Para a deputada estadual Mabel Canto (PSC), que ocupa o primeiro mandato na Assembleia Legislativa do Paraná, estar na política sendo mulher é um desafio. Segundo ela, os projetos apresentados por parlamentares femininas ou em prol das mulheres têm mais dificuldade de aprovação. “A violência política é real, ela existe, ela é diária. Eu, por exemplo, já pude experimentar algumas, infelizmente. Em plenário, ao defender um projeto de minha autoria, em favor das mulheres paranaenses, que havia sido vetado pelo governador, eu fui chamada de hipócrita no meio dessa discussão. E sem contar nas campanhas eleitorais”, relata. Ela é uma das cinco deputadas na Assembleia, que conta com 54 parlamentares.
A professora Elza Correia, ex-deputada estadual e ex-vereadora de Londrina, destaca que quando uma mulher consegue romper a barreira da sociedade e ocupar um cargo político, imediatamente percebe que muitos homens que estão nesse meio tendem a delimitar o espaço dela. “São inúmeros os desafios, afinal o parlamento reproduz a sociedade brasileira, que é machista, misógina e bastante preconceituosa em relação às mulheres. Hoje, nós somos 42% da população economicamente ativa e ainda vivemos esses grandes desafios, porque o modelo cultural que prevalece na sociedade define que lugar de mulher não é na política, não é nos espaços públicos”, analisa.
CÓDIGO ELEITORAL
Em agosto deste ano, o governo federal sancionou a lei 14.192, que alterou o Código eleitoral e passou a definir e punir a violência política contra a mulher.
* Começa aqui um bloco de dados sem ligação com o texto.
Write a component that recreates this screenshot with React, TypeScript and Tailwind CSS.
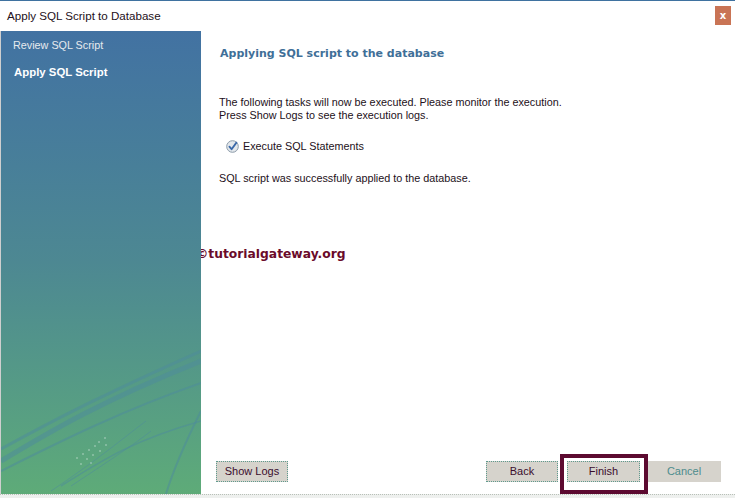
import React from "react";

const ui = { fontFamily: '"Liberation Sans", Arial, sans-serif' };
const bold = { fontFamily: '"DejaVu Sans", Verdana, sans-serif' };

function CheckIcon() {
  return (
    <svg width="13" height="13" viewBox="0 0 13 13">
      <circle cx="6.5" cy="6.5" r="5.8" fill="#e4e8ec" stroke="#8a9aa8" strokeWidth="1" />
      <path d="M3.4 6.6 L5.6 9.2 L10.4 2.6" fill="none" stroke="#3a68a8" strokeWidth="1.8" strokeLinecap="round" strokeLinejoin="round" />
    </svg>
  );
}

function SidebarArt() {
  // faint swooshes in the lower part of the wizard sidebar
  return (
    <svg className="absolute inset-0" width="200" height="463" viewBox="0 0 200 463">
      <g fill="none" stroke="#4f8c9a" strokeOpacity="0.55">
        <path d="M0 430 C50 400 100 370 200 330" strokeWidth="5" />
        <path d="M0 418 C60 385 110 360 200 320" strokeWidth="3" />
        <path d="M0 440 C60 410 120 380 200 352" strokeWidth="2" />
        <path d="M60 455 C100 430 130 410 200 390" strokeWidth="1.5" />
        <path d="M70 455 C105 432 135 412 150 400" strokeWidth="1" />
        <path d="M50 460 C95 430 125 405 145 390" strokeWidth="1" />
        <path d="M165 463 C175 430 190 400 200 380" strokeWidth="2" />
      </g>
      <g fill="#e8f4ee" fillOpacity="0.8">
        <circle cx="76" cy="427" r="0.7" />
        <circle cx="82" cy="423" r="0.7" />
        <circle cx="88" cy="419" r="0.7" />
        <circle cx="94" cy="415" r="0.7" />
        <circle cx="98" cy="411" r="0.7" />
        <circle cx="104" cy="407" r="0.7" />
        <circle cx="80" cy="433" r="0.7" />
        <circle cx="86" cy="428" r="0.7" />
        <circle cx="92" cy="424" r="0.7" />
        <circle cx="99" cy="420" r="0.7" />
        <circle cx="105" cy="414" r="0.7" />
        <circle cx="90" cy="432" r="0.7" />
      </g>
    </svg>
  );
}

function Btn({ label, className = "", disabled = false }: { label: string; className?: string; disabled?: boolean }) {
  return (
    <div
      className={
        "h-[21px] flex items-center justify-center bg-[#d6d3cc] text-[11px] " +
        (disabled ? "text-[#4d8c8c]" : "border border-dotted border-[#5f9a8e] text-[#3a0d2c]") +
        " " +
        className
      }
    >
      {label}
    </div>
  );
}

export default function App() {
  return (
    <div className="w-[735px] h-[498px] bg-white flex flex-col border-t border-[#3f72a0] relative overflow-hidden" style={ui}>
      <div className="h-[30px] flex items-center justify-between pl-[7px] pr-[4px]">
        <span className="text-[11.6px] text-[#241020]">Apply SQL Script to Database</span>
        <div className="w-[16px] h-[19px] bg-[#c97455] text-white text-[10px] font-bold flex items-center justify-center mb-[2px]" style={bold}>
          x
        </div>
      </div>
      <div className="flex flex-1 border-l border-[#cfcfcf]">
        <div className="w-[200px] relative bg-gradient-to-b from-[#4272a2] via-[#4d8892] to-[#5eab78]">
          <SidebarArt />
          <div className="relative pt-[6px] pl-[12px]">
            <div className="text-[10.8px] text-[#e6eaee] h-[16px] leading-[16px]">Review SQL Script</div>
            <div className="text-[11.4px] text-white font-bold h-[16px] leading-[16px] mt-[11px] pl-[1px]">
              Apply SQL Script
            </div>
          </div>
        </div>
        <div className="flex-1 flex flex-col pl-[18px]">
          <div className="mt-[15px] text-[11px] font-bold text-[#3f6f98] h-[16px] leading-[16px] pl-[1px]" style={bold}>
            Applying SQL script to the database
          </div>
          <div className="mt-[34px] text-[10.8px] text-[#231020] leading-[13px]">
            <div>The following tasks will now be executed. Please monitor the execution.</div>
            <div>Press Show Logs to see the execution logs.</div>
          </div>
          <div className="mt-[17px] flex items-center gap-[4px] pl-[7px] text-[10.8px] text-[#231020] h-[14px]">
            <CheckIcon />
            <span>Execute SQL Statements</span>
          </div>
          <div className="mt-[18px] text-[10.8px] text-[#231020] h-[14px] leading-[14px]">
            SQL script was successfully applied to the database.
          </div>
          <div className="mt-[61px] -ml-[23px] text-[12.3px] font-bold text-[#6a0a2a] h-[16px] leading-[16px]" style={bold}>
            ©tutorialgateway.org
          </div>
          <div className="flex-1" />
          <div className="flex items-center pr-[14px] pb-[12px] -ml-[3px]">
            <Btn label="Show Logs" className="w-[72px]" />
            <div className="flex-1" />
            <Btn label="Back" className="w-[72px]" />
            <div className="relative ml-[9px]">
              <Btn label="Finish" className="w-[73px]" />
              <div className="absolute left-[-7px] top-[-7px] w-[88px] h-[40px] border-4 border-[#5c0a30]" />
            </div>
            <Btn label="Cancel" disabled className="w-[74px] ml-[7px]" />
          </div>
        </div>
      </div>
      <div className="h-[4px] border-t border-dotted border-[#b8c0b8] bg-[#eef0ee]" />
    </div>
  );
}
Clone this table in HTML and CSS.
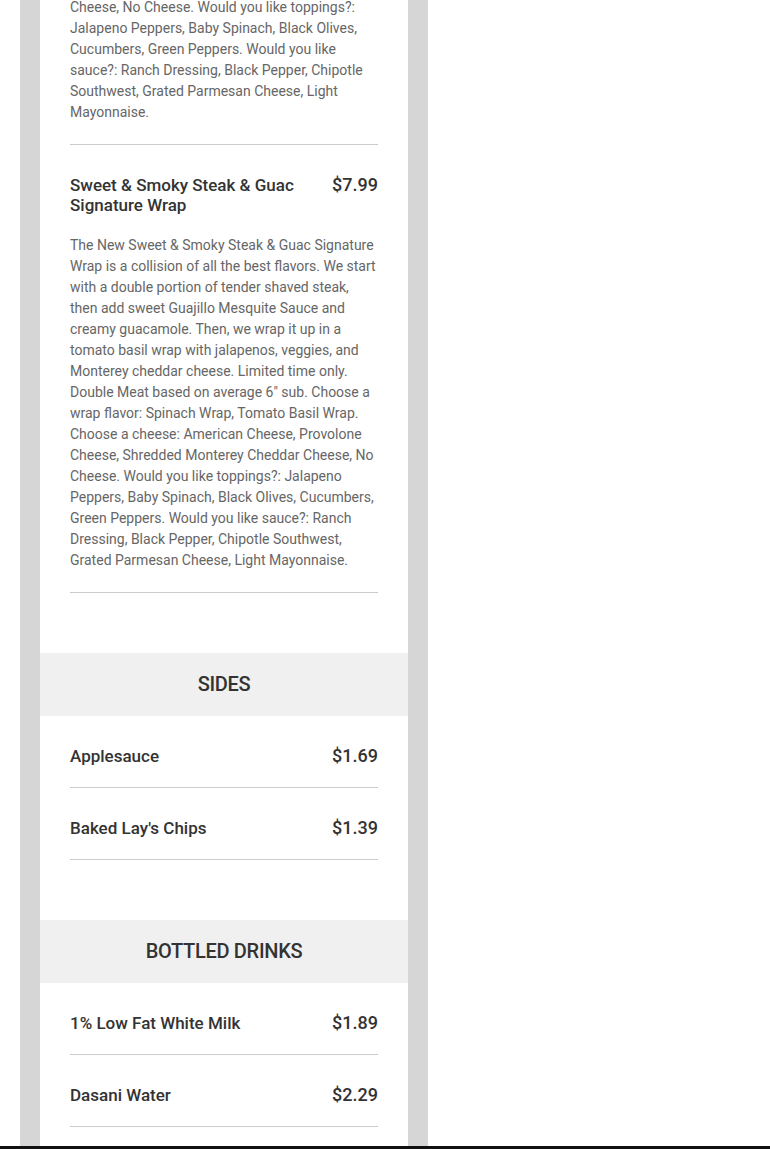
FILE: index.html
```html
<!DOCTYPE html>
<html>
<head>
<meta charset="utf-8">
<link rel="stylesheet" href="styles.css">
</head>
<body>
<div class="page">
  <div class="column">
    <div class="card">
      <section class="section first">
        <div class="item">
          <p class="desc">Cheese, No Cheese. Would you like toppings?: Jalapeno Peppers, Baby Spinach, Black Olives, Cucumbers, Green Peppers. Would you like sauce?: Ranch Dressing, Black Pepper, Chipotle Southwest, Grated Parmesan Cheese, Light Mayonnaise.</p>
        </div>
        <div class="item">
          <div class="head">
            <h3 class="name">Sweet &amp; Smoky Steak &amp; Guac Signature Wrap</h3>
            <span class="price">$7.99</span>
          </div>
          <p class="desc with-gap">The New Sweet &amp; Smoky Steak &amp; Guac Signature Wrap is a collision of all the best flavors. We start with a double portion of tender shaved steak, then add sweet Guajillo Mesquite Sauce and creamy guacamole. Then, we wrap it up in a tomato basil wrap with jalapenos, veggies, and Monterey cheddar cheese. Limited time only. Double Meat based on average 6" sub. Choose a wrap flavor: Spinach Wrap, Tomato Basil Wrap. Choose a cheese: American Cheese, Provolone Cheese, Shredded Monterey Cheddar Cheese, No Cheese. Would you like toppings?: Jalapeno Peppers, Baby Spinach, Black Olives, Cucumbers, Green Peppers. Would you like sauce?: Ranch Dressing, Black Pepper, Chipotle Southwest, Grated Parmesan Cheese, Light Mayonnaise.</p>
        </div>
      </section>
      <h2 class="band">SIDES</h2>
      <section class="section">
        <div class="item">
          <div class="head">
            <h3 class="name">Applesauce</h3>
            <span class="price">$1.69</span>
          </div>
        </div>
        <div class="item">
          <div class="head">
            <h3 class="name">Baked Lay's Chips</h3>
            <span class="price">$1.39</span>
          </div>
        </div>
      </section>
      <h2 class="band">BOTTLED DRINKS</h2>
      <section class="section">
        <div class="item">
          <div class="head">
            <h3 class="name">1% Low Fat White Milk</h3>
            <span class="price">$1.89</span>
          </div>
        </div>
        <div class="item">
          <div class="head">
            <h3 class="name">Dasani Water</h3>
            <span class="price">$2.29</span>
          </div>
        </div>
      </section>
    </div>
  </div>
</div>
<div class="bar"></div>
</body>
</html>
```

FILE: styles.css
```css
html, body {
  margin: 0;
  padding: 0;
  background: #ffffff;
  font-family: Roboto, "Liberation Sans", Arial, sans-serif;
}
.page {
  height: 1146px;
  overflow: hidden;
}
.column {
  width: 368px;
  margin-left: 20px;
  padding: 0 20px;
  background: #d6d6d6;
  min-height: 1146px;
}
.card {
  background: #ffffff;
  margin-top: -3px;
  min-height: 1160px;
}
.section {
  padding: 0 30px 60px;
}
.item {
  padding: 30px 0 21px;
  border-bottom: 1px solid #cccccc;
}
.section.first .item:first-child {
  padding-top: 0;
}
.head {
  display: flex;
  justify-content: space-between;
  align-items: flex-start;
  gap: 30px;
}
.name {
  margin: 0;
  font-size: 17px;
  line-height: 20px;
  font-weight: 500;
  color: #333333;
  max-width: 240px;
}
.price {
  font-size: 18px;
  line-height: 20px;
  font-weight: 500;
  color: #333333;
  white-space: nowrap;
}
.desc {
  margin: 0;
  font-size: 14px;
  line-height: 21px;
  color: #666666;
}
.desc.with-gap {
  margin-top: 20px;
}
.band {
  margin: 0;
  background: #f0f0f0;
  text-align: center;
  font-size: 20px;
  line-height: 23px;
  font-weight: 500;
  color: #333333;
  padding: 20px 0;
  letter-spacing: -0.3px;
}
.bar {
  height: 3px;
  background: #111111;
}
```
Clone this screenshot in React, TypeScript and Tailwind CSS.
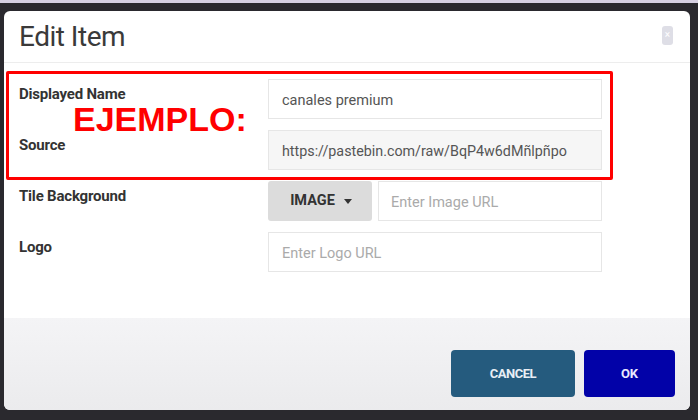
import React from "react";

const font = { fontFamily: "Roboto, 'Open Sans', Arial, sans-serif" };

function Field({ label, children }: { label: string; children: React.ReactNode }) {
  return (
    <div className="flex h-[40px]">
      <div className="w-[249px] pt-[5px] text-[15px] font-bold leading-[20px] tracking-[-0.2px] text-[#333]">{label}</div>
      <div className="flex w-[334px]">{children}</div>
    </div>
  );
}

export default function App() {
  return (
    <div
      className="relative w-[698px] h-[420px] overflow-hidden bg-[#2a292e] border-t-[3px] border-[#d6d0e2] pt-[8px] pl-[4px] pr-[8px] pb-[10px]"
      style={font}
    >
      <div className="flex h-[399px] w-[686px] flex-col overflow-hidden rounded-[6px] bg-white">
        <div className="flex h-[52px] shrink-0 items-center justify-between border-b border-[#ededed] pl-[15px] pr-[17px]">
          <div className="text-[28px] font-normal tracking-[-0.5px] text-[#3a3a3a] leading-none pt-[1px]">Edit Item</div>
          <div className="mb-[3px] flex h-[19px] w-[11px] items-center justify-center rounded-[3px] bg-[#dedee6] text-[10px] leading-none text-white">×</div>
        </div>
        <div className="flex flex-1 flex-col gap-[11px] pl-[15px] pt-[16px]">
          <Field label="Displayed Name">
            <div className="flex h-[40px] w-full items-center border border-[#e6e6e6] bg-white pl-[13px] pt-[3px] text-[14.5px] text-[#555]">canales premium</div>
          </Field>
          <Field label="Source">
            <div className="flex h-[40px] w-full items-center border border-[#e6e6e6] bg-[#f6f6f6] pl-[13px] pt-[3px] text-[14.3px] text-[#555]">https://pastebin.com/raw/BqP4w6dMñlpñpo</div>
          </Field>
          <Field label="Tile Background">
            <div className="flex h-[40px] w-[104px] shrink-0 items-center justify-center gap-[9px] rounded-[3px] bg-[#dcdcdc] pl-[2px] text-[14.5px] font-bold text-[#333]">
              IMAGE
              <svg width="8" height="5" viewBox="0 0 8 5"><path d="M0 0h8L4 5z" fill="#333" /></svg>
            </div>
            <div className="ml-[6px] flex h-[40px] flex-1 items-center border border-[#e6e6e6] bg-white pl-[12px] pt-[3px] text-[14.5px] text-[#aaa]">Enter Image URL</div>
          </Field>
          <Field label="Logo">
            <div className="flex h-[40px] w-full items-center border border-[#e6e6e6] bg-white pl-[13px] pt-[3px] text-[14.5px] text-[#aaa]">Enter Logo URL</div>
          </Field>
        </div>
        <div className="flex h-[92px] shrink-0 items-start justify-end gap-[9px] bg-gradient-to-b from-[#f4f4f6] to-[#ebebed] pr-[15px] pt-[32px]">
          <button className="h-[47px] w-[124px] rounded-[4px] bg-[#255b7e] text-[13px] font-bold tracking-[-0.5px] text-[#e8eef5]">CANCEL</button>
          <button className="h-[47px] w-[91px] rounded-[4px] bg-[#0202a8] text-[13px] font-bold text-[#e8e8ff]">OK</button>
        </div>
      </div>
      <div className="absolute left-[6px] top-[68px] h-[109px] w-[607px] rounded-[2px] border-[3px] border-[#ff0000]" />
      <div
        className="absolute left-[73px] top-[99px] text-[34px] font-bold leading-none text-[#ff0000]"
        style={{ fontFamily: "'Liberation Sans', Arial, sans-serif" }}
      >
        EJEMPLO:
      </div>
    </div>
  );
}
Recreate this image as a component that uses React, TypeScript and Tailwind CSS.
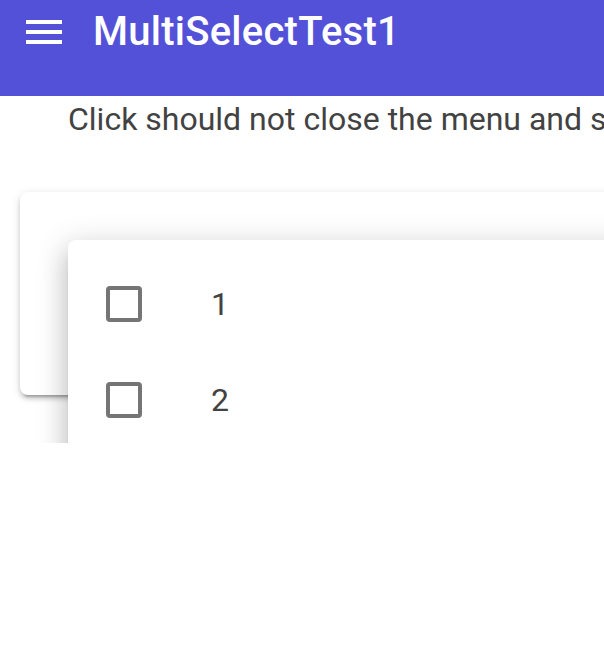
import React from 'react';

const items = ['1', '2'];

const Checkbox: React.FC = () => (
    <div className="w-[36px] h-[36px] rounded-[4px] border-[4px] border-[#757575] shrink-0" />
);

export default function App() {
    return (
        <div
            className="w-[604px] h-[656px] bg-white overflow-hidden"
            style={{ fontFamily: 'Roboto, "Liberation Sans", sans-serif' }}
        >
            <header className="h-[96px] bg-[#5451d9] text-white">
                <div className="h-[64px] flex items-center pl-[26px]">
                    <div className="flex flex-col gap-[6px] w-[36px]">
                        <span className="block h-[4px] bg-white" />
                        <span className="block h-[4px] bg-white" />
                        <span className="block h-[4px] bg-white" />
                    </div>
                    <h1 className="ml-[31px] text-[40px] font-medium leading-[40px] tracking-[0.25px]">
                        MultiSelectTest1
                    </h1>
                </div>
            </header>

            <div className="relative h-[347px] overflow-hidden">
                <p className="pl-[68px] pt-[4px] text-[32px] leading-[38px] text-[#424242] whitespace-nowrap">
                    Click should not close the menu and select the item
                </p>

                <div className="ml-[20px] mt-[54px] w-[700px] h-[203px] bg-white rounded-[8px] shadow-[0_6px_2px_-4px_rgba(0,0,0,0.2),0_4px_4px_0_rgba(0,0,0,0.14),0_2px_10px_0_rgba(0,0,0,0.12)]" />

                {/* open select panel */}
                <div className="absolute left-[68px] top-[144px] w-[640px] h-[260px] bg-white rounded-[8px] pt-[16px] shadow-[0_10px_10px_-6px_rgba(0,0,0,0.2),0_16px_24px_2px_rgba(0,0,0,0.14),0_6px_30px_5px_rgba(0,0,0,0.12)]">
                    {items.map((item) => (
                        <div key={item} className="h-[96px] flex items-center pl-[38px]">
                            <Checkbox />
                            <span className="ml-[69px] text-[32px] text-[#424242]">{item}</span>
                        </div>
                    ))}
                </div>
            </div>
        </div>
    );
}
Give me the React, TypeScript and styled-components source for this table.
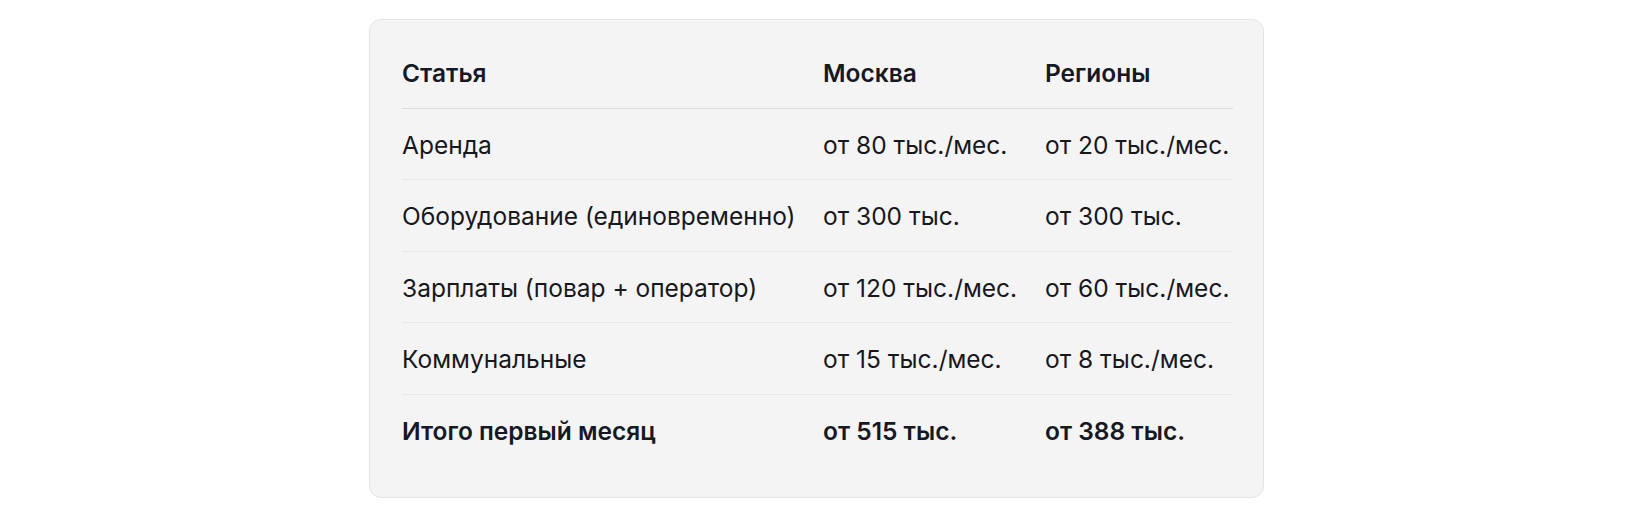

Estão proibidas a discriminação e a desigualdade de tratamento por gênero.
Ana Claudia Santano acredita que o caminho ainda é longo e denúncias precisam ser feitas, porque a política continua a ser a área onde se verificam menos progressos até o momento.
“O que a gente precisa fazer primeiro é desnaturalizar a prática, ou seja, a gente precisa parar de pensar que ter o couro duro, que é o que muitas vezes dizem das mulheres, não faz parte da política. Que o maltrato por ela ser mulher não tem que fazer parte da política. Então as mulheres precisam ser tratadas como qualquer outra pessoa pública e não ser estigmatizadas por causa do gênero”, ressalta.